I’m currently transcribing Capel St Mary and a baptism on 3 November 1731 for a baby named Mary Capel:
Mary Capel, an infant who was found under the Overseers window at about two a clock in the morning & whose parents are unknown.
Then another note, in the same handwriting, follows:
This infant was afterward found out to be the Daughter of Elizabeth wife of Aaron Dunstal of Brightlandsea in Essex.
This raises so many questions. Why did the mother abandon her baby, and why in Capel St Mary, which is nearly 20 miles away from Brightlingsea? The wording could suggest that Mary wasn’t Aaron’s daughter, which would explain why she was abandoned. The couple had four children baptised in Brightlingsea between 1721 and 1729, then Aaron was died in 1743. Or could Elizabeth have been struggling with post-natal depression, and had abandoned her baby miles from home while her mind was fogged?

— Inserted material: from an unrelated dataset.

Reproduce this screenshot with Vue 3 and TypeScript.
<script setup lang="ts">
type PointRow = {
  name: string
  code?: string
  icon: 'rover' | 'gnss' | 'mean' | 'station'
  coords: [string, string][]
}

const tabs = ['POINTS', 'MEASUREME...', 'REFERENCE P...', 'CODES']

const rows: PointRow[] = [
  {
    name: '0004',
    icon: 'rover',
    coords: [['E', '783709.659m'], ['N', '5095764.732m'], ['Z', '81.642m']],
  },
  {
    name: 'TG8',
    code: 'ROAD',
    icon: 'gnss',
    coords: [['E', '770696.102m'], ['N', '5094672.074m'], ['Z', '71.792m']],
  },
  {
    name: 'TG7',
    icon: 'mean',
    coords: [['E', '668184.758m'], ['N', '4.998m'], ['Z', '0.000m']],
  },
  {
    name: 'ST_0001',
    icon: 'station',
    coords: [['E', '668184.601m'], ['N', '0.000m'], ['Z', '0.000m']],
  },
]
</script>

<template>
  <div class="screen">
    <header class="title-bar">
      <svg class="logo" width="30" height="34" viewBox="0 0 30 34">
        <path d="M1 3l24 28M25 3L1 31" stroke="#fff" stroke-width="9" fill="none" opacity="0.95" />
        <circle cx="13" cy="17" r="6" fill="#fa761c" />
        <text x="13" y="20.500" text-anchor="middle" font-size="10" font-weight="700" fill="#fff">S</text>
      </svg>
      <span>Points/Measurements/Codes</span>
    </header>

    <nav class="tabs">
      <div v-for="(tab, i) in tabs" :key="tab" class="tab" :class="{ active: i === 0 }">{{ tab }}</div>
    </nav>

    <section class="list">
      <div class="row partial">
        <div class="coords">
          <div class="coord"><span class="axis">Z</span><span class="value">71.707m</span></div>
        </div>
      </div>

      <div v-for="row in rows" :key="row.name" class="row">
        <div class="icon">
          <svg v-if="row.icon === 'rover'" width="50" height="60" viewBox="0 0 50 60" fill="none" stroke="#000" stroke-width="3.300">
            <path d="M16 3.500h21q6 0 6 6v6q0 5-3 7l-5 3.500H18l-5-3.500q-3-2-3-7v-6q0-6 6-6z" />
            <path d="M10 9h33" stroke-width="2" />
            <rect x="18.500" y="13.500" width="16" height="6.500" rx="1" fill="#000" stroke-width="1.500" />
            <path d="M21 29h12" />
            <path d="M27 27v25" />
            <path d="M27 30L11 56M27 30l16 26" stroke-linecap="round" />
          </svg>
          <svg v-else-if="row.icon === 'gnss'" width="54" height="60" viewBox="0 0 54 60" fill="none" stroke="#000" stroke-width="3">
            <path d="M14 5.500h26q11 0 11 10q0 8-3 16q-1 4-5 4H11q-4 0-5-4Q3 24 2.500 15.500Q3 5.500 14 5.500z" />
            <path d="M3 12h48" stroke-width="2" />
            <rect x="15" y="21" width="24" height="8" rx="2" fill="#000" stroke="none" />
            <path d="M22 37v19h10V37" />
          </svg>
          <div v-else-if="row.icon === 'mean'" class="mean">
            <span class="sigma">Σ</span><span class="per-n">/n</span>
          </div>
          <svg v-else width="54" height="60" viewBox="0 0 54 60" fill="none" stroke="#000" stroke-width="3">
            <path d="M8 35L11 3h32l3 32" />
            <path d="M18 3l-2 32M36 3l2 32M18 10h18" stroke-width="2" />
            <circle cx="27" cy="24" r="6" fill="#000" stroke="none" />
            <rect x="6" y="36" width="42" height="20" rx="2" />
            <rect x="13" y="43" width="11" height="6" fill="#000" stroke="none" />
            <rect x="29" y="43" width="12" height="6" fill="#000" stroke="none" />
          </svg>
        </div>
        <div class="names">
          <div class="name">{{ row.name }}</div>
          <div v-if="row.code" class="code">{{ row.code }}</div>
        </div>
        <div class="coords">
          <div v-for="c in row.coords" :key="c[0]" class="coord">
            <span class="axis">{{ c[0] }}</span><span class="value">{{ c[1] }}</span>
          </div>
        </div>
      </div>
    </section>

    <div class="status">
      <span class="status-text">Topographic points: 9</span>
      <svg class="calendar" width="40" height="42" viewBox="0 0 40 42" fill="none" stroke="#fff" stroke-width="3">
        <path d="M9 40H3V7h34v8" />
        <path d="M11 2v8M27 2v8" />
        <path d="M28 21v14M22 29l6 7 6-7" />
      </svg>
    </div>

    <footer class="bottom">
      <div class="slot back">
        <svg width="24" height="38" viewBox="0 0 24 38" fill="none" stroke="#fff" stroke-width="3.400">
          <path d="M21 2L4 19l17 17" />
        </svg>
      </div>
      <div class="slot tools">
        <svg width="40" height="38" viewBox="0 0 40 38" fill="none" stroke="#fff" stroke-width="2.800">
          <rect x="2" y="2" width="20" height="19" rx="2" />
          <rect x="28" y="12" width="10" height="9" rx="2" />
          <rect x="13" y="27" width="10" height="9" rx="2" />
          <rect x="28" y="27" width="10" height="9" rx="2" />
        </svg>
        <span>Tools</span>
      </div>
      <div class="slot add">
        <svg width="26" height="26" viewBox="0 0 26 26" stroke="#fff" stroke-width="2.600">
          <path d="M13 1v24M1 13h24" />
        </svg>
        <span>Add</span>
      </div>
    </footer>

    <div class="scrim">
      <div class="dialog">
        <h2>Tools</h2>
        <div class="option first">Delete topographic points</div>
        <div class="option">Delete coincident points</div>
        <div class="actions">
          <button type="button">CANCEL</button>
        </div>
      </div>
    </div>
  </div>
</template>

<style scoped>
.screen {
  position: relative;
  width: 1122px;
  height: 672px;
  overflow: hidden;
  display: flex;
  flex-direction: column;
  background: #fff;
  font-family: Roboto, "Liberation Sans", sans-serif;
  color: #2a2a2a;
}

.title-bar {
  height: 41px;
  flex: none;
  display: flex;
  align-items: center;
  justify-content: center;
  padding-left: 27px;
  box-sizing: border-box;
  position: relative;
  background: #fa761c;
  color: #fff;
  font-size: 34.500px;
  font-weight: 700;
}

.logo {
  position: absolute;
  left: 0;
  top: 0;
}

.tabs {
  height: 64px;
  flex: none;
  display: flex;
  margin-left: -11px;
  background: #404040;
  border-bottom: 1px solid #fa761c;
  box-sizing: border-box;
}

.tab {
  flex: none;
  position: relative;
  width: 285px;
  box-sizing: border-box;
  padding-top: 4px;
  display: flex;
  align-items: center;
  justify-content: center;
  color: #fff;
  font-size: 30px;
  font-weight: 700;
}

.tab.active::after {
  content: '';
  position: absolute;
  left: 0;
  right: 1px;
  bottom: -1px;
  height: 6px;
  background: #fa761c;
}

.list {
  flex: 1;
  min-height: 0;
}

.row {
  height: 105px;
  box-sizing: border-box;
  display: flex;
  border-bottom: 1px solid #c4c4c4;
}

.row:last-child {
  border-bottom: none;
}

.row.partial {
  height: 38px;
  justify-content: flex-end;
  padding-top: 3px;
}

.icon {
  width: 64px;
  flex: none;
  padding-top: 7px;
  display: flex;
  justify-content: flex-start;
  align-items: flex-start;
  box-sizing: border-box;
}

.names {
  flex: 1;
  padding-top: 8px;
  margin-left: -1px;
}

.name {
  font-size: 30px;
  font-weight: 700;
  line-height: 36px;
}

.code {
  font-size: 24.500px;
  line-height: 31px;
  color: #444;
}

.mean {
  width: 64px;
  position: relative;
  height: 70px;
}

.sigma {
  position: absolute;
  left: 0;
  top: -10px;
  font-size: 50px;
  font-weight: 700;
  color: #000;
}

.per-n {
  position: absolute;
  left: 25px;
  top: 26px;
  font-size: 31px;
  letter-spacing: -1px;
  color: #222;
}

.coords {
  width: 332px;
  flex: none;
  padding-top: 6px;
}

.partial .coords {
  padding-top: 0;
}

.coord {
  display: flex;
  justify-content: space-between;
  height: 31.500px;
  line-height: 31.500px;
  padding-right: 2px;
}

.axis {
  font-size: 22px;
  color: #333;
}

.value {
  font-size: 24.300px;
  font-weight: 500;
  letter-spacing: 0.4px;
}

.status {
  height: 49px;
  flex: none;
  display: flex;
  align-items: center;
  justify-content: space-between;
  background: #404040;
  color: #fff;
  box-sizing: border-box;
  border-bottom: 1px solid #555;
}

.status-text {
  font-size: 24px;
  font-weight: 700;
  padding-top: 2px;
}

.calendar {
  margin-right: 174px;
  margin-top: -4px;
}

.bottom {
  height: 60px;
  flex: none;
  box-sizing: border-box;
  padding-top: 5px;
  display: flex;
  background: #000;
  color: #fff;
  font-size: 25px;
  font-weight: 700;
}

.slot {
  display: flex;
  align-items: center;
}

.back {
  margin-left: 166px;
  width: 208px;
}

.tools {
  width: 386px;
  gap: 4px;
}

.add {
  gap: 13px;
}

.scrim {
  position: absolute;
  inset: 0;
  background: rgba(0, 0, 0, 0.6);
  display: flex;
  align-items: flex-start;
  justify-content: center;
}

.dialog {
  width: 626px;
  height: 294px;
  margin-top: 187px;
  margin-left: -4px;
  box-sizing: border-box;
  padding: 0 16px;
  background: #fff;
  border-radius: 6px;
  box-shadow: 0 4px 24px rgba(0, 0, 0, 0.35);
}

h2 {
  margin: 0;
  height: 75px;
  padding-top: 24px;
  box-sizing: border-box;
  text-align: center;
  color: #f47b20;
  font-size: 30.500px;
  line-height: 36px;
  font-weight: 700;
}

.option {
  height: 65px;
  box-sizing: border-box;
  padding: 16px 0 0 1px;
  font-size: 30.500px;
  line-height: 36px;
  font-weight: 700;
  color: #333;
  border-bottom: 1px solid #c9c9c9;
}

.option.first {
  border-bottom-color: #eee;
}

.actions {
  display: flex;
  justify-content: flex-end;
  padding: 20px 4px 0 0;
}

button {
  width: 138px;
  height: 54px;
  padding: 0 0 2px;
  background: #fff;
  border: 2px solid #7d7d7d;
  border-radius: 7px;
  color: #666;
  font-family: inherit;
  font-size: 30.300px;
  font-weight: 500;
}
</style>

And who worked out that Elizabeth Dunstall was her mother? Did Elizabeth have second thoughts and return to Capel to claim her baby? Or had someone given her a lift on their cart, and after hearing about a baby being left in Capel, later realised they’d dropped Elizabeth off with her child, where she was planning to leave her newborn?
Elizabeth is in my family tree, strangely enough, but only as a very distant relative by marriage. I wonder if she had any family in Capel St Mary? She must’ve known the village in order to have left the baby “under the Overseers window” – the Overseer of the Poor would know what to do in order to care for an abandoned child. A sad story all round, really, but an insight into life in England two hundred years ago.
(Strictly speaking, Capel is Capel St Mary, to differentiate it from Capel St Andrew near Woodbridge. But when I was growing up just outside Colchester, it was referred to as Capel, and I was surprised when I realised there were actually two Capels!).